Exclusion of offspring is not natural
Exclusion, however, is surprising, precisely because it is not natural. It is not natural because one does not logically reject the obligations or responsibilities that necessarily accompany the acquisition of a good thing. If the thing is good enough, the goodness more than compensates the responsibilities. The purchase of an automobile involves burdens and responsibilities; but most people regard a car as a good thing and think that, despite the burdens involved, they are enriched by the acquisition of one car, or of two or three cars, if they can afford them [85].
Thank God for St. Augustine, who hit on the happy idea of describing the essential elements of marriage as bona: as "good things". Thank God for John Paul II, who, in Familiaris consortio, spoke of indissolubility in terms of something joyful that Christians should announce to the world. "It is necessary", he said, "to reconfirm the good news of the definitive nature of conjugal love" (20).
Fidelity and offspring are good things. Indissolubility is good news! The Bishop of Hippo and the Roman Pontiff have made affirmations that spur us to think: to pursue a line of thought that can lead to discovery or rediscovery. To my mind, it is vital for the future of marriage and the family that we rediscover the something hidden here that is elementary, that should be all too obvious, but has become all too obscured: the simple fact that each of the bona matrimonialia is exactly that: a quid bonum, a good thing. Each is "a good" because each contributes powerfully not only to the good of society, but also to the bonum coniugum, to the "good of the spouses, to their development and maturing as persons who have grown in worth and character and generosity: who have learned to love. (And that, of course, is the ultimate good that each of us needs to acquire and develop here on earth: the ability to love).
It is natural to want an exclusive, permanent bond
Only when people recover this way of thinking will they properly understand that since these bona are good things, they are desirable; and it is natural to desire them.
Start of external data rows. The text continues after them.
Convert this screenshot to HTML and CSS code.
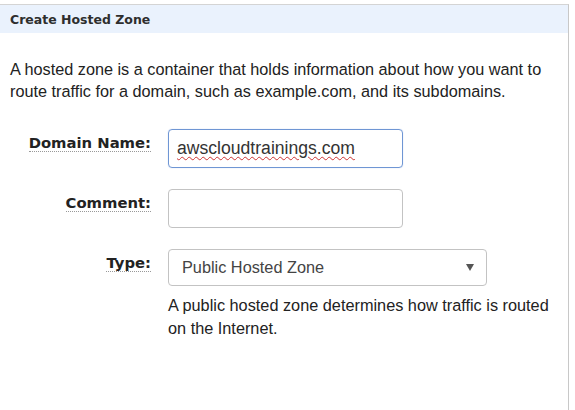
FILE: index.html
```html
<!DOCTYPE html>
<html>
<head>
<meta charset="utf-8">
<link rel="stylesheet" href="styles.css">
</head>
<body>
<div class="panel">
  <div class="header">Create Hosted Zone</div>
  <p class="intro">A hosted zone is a container that holds information about how you want to route traffic for a domain, such as example.com, and its subdomains.</p>
  <div class="form">
    <div class="row">
      <div class="label"><span>Domain Name:</span></div>
      <div class="field"><div class="input focused"><span class="spell">awscloudtrainings.com</span></div></div>
    </div>
    <div class="row">
      <div class="label"><span>Comment:</span></div>
      <div class="field"><div class="input"></div></div>
    </div>
    <div class="row">
      <div class="label"><span>Type:</span></div>
      <div class="field">
        <div class="select"><span>Public Hosted Zone</span><span class="caret"></span></div>
        <p class="help">A public hosted zone determines how traffic is routed on the Internet.</p>
      </div>
    </div>
  </div>
</div>
</body>
</html>
```
FILE: styles.css
```css
html, body { margin: 0; padding: 0; background: #fff; }
body { font-family: "Liberation Sans", Arial, sans-serif; color: #222; }
.panel {
  margin-top: 4px;
  width: 569px;
  height: 406px;
  border-top: 1px solid #d4d4d4;
  border-right: 1px solid #c8c8c8;
  box-sizing: border-box;
}
.header {
  background: #eaf2fd;
  height: 28px;
  padding-left: 10px;
  font-family: "DejaVu Sans", Verdana, sans-serif;
  font-weight: bold;
  font-size: 12.5px;
  line-height: 30px;
  color: #2e2e2e;
}
.intro {
  margin: 25px 0 0 10px;
  font-size: 16.25px;
  line-height: 22px;
  color: #222;
  width: 550px;
}
.form { margin-top: 27px; }
.row { display: flex; margin-bottom: 21px; }
.label {
  width: 151px;
  text-align: right;
  font-family: "DejaVu Sans", Verdana, sans-serif;
  font-weight: bold;
  font-size: 14.8px;
  line-height: 18px;
  padding-top: 5px;
  color: #222;
}
.label span { border-bottom: 1px dotted #999; }
.field { margin-left: 17px; }
.input {
  width: 235px;
  height: 39px;
  box-sizing: border-box;
  border: 1px solid #c3c3c3;
  border-radius: 4px;
  padding: 0 8px;
  font-size: 17.6px;
  line-height: 37px;
  color: #333;
}
.input.focused { border-color: #6f96d4; box-shadow: 0 0 1px #a8c2ea; }
.spell { text-decoration: underline wavy #c33; text-decoration-thickness: 1px; text-underline-offset: 2px; }
.select {
  width: 319px;
  height: 37px;
  box-sizing: border-box;
  border: 1px solid #c3c3c3;
  border-radius: 4px;
  padding: 0 12px 0 13px;
  font-size: 16.3px;
  line-height: 35px;
  color: #444;
  display: flex;
  justify-content: space-between;
  align-items: center;
}
.caret {
  width: 0; height: 0;
  border-left: 4px solid transparent;
  border-right: 4px solid transparent;
  border-top: 7px solid #555;
}
.help {
  margin: 8px 0 0 0;
  font-size: 16.3px;
  line-height: 23px;
  width: 395px;
  color: #222;
}
```
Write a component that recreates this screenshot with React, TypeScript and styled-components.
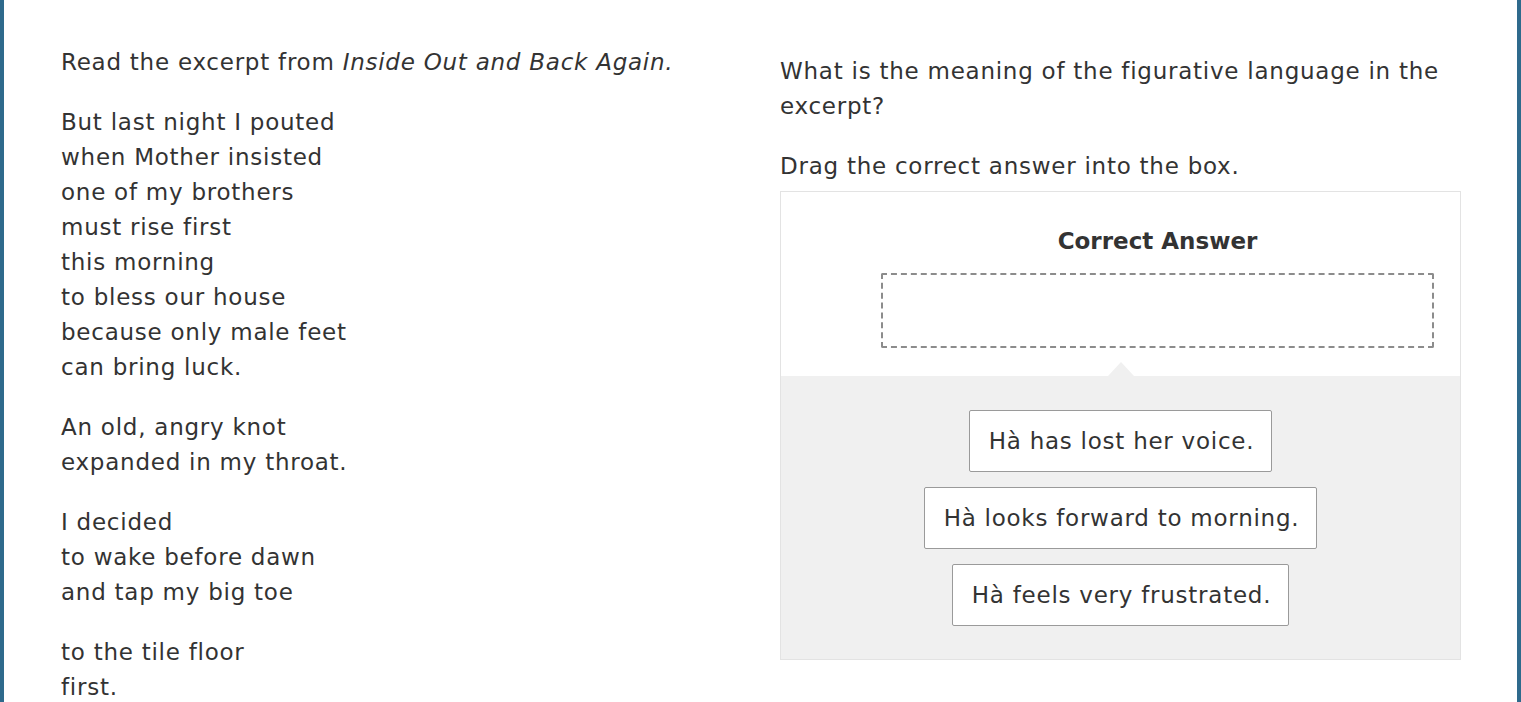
import styled, {createGlobalStyle} from "styled-components";

const GlobalStyle = createGlobalStyle`
  html, body {
    margin: 0;
    padding: 0;
    background: #ffffff;
  }
  body {
    font-family: "DejaVu Sans", "Open Sans", sans-serif;
    color: #333333;
  }
`;

const Frame = styled.div`
  box-sizing: border-box;
  height: 702px;
  overflow: hidden;
  border-left: 4px solid #2e6a8c;
  border-right: 4px solid #2e6a8c;
  padding: 45px 56px 0 57px;
  display: grid;
  grid-template-columns: 681px 681px;
  column-gap: 38px;
  font-size: 23px;
  line-height: 35px;
  letter-spacing: 0.75px;
`;

const Passage = styled.div``;

const Paragraph = styled.p`
  margin: 0 0 25px;
`;

const Question = styled.div`
  padding-top: 9px;
`;

const Prompt = styled.p`
  margin: 0 0 25px;
`;

const Instruction = styled.p`
  margin: 0;
`;

const DragBox = styled.div`
  margin-top: 7px;
  border: 1px solid #e3e3e3;
  display: flex;
  flex-direction: column;
`;

const TargetArea = styled.div`
  background: #ffffff;
  padding: 34px 26px 28px 100px;
  display: flex;
  flex-direction: column;
  align-items: stretch;
`;

const TargetTitle = styled.div`
  font-weight: 700;
  font-size: 23px;
  line-height: 30px;
  letter-spacing: 0;
  text-align: center;
  color: #333333;
  margin-bottom: 17px;
`;

const DropZone = styled.div`
  height: 71px;
  border: 2px dashed #8c8c8c;
  border-radius: 2px;
`;

const SourceArea = styled.div`
  position: relative;
  background: #f0f0f0;
  padding: 34px 0 33px;
  display: flex;
  flex-direction: column;
  align-items: center;
  gap: 15px;

  &::before {
    content: "";
    position: absolute;
    top: -14px;
    left: 50%;
    margin-left: -13px;
    border-left: 13px solid transparent;
    border-right: 13px solid transparent;
    border-bottom: 14px solid #f0f0f0;
  }
`;

const Chip = styled.div`
  background: #ffffff;
  border: 1px solid #9a9a9a;
  border-radius: 2px;
  padding: 13px 17px 12px 19px;
  white-space: nowrap;
`;

const stanzas = [
  ["But last night I pouted", "when Mother insisted", "one of my brothers", "must rise first", "this morning", "to bless our house", "because only male feet", "can bring luck."],
  ["An old, angry knot", "expanded in my throat."],
  ["I decided", "to wake before dawn", "and tap my big toe"],
  ["to the tile floor", "first."],
];

const answers = ["Hà has lost her voice.", "Hà looks forward to morning.", "Hà feels very frustrated."];

const App = () => {
  return (
    <>
      <GlobalStyle/>
      <Frame>
        <Passage>
          <Paragraph>
            Read the excerpt from <em>Inside Out and Back Again.</em>
          </Paragraph>
          {stanzas.map((lines, i) => (
            <Paragraph key={i}>
              {lines.map((line, j) => (
                <span key={j}>
                  {line}
                  {j < lines.length - 1 ? <br/> : null}
                </span>
              ))}
            </Paragraph>
          ))}
        </Passage>
        <Question>
          <Prompt>What is the meaning of the figurative language in the excerpt?</Prompt>
          <Instruction>Drag the correct answer into the box.</Instruction>
          <DragBox>
            <TargetArea>
              <TargetTitle>Correct Answer</TargetTitle>
              <DropZone/>
            </TargetArea>
            <SourceArea>
              {answers.map(a => (
                <Chip key={a}>{a}</Chip>
              ))}
            </SourceArea>
          </DragBox>
        </Question>
      </Frame>
    </>
  );
};

export default App;
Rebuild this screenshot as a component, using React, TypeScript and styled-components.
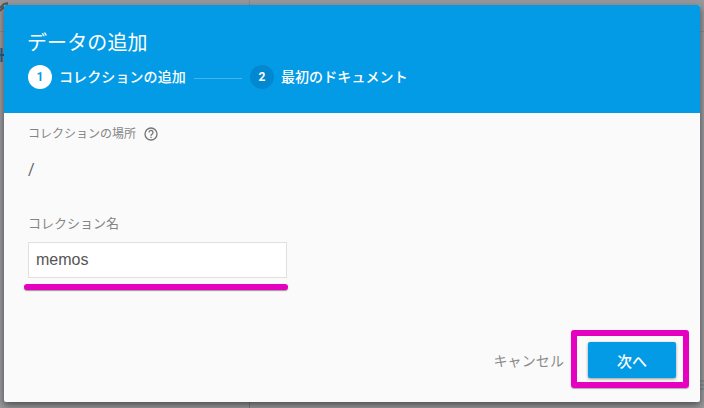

It is natural, because it corresponds to the nature of human love. Man finds something deeply good in the idea of a love (1) of which he is the privileged and singular object, (2) which will be his for as long as life lasts, (3) and through which, by becoming a co-creator, he can perpetuate himself (and, as we shall see, more than himself). Precisely because of the goodness which he sees in these "goods", what is natural to man is not to fear or exclude them, but to seek and welcome them.
It is natural then to want an exclusive, permanent and fruitful marital union. It is unnatural to exclude any of these three elements. We need to get our thinking back into proper perspective so that we are hit by - and can hit others with - the fact of the natural goodness of these "goods" of marriage.
The good of fidelity or exclusiveness is clear: "You are unique to me". It is the first truly personalized affirmation of conjugal love; and echoes the words God addresses to each one of us in Isaiah: Meus es tu - "You are mine" (Is 43:1).
The good of indissolubility should also be clear: the good of a stable home or haven: of knowing that this "belongingness" - shared with another - is for keeps. People want that, are made for that, expect that it will require sacrifices and sense that the sacrifices are worth it. "Sacrifice cannot be removed from family life, but must in fact be wholeheartedly accepted if the love between husband and wife is to be deepened and become a source of intimate joy" [86]. It is a strange head and heart that rejects the permanence of the marriage relationship.
For my present purposes, however, I will not enlarge on these two aspects, but wish rather to limit attention to the bonum prolis: the "good" or value of offspring.
Depriving oneself of goodness
The contraceptive mentality - probed into so painfully by the healing intent of Humanae vitae - is an ailment that could prove fatal to Western society. Debate or disagreement about the specific morality of family planning techniques is not the heart of the matter: in itself, in fact, it is just one aspect of the overall pathological picture. The real sickness here is that practically our whole Western civilization has come to look on family limitation as a good thing and fails to see that it is the privation of a good thing.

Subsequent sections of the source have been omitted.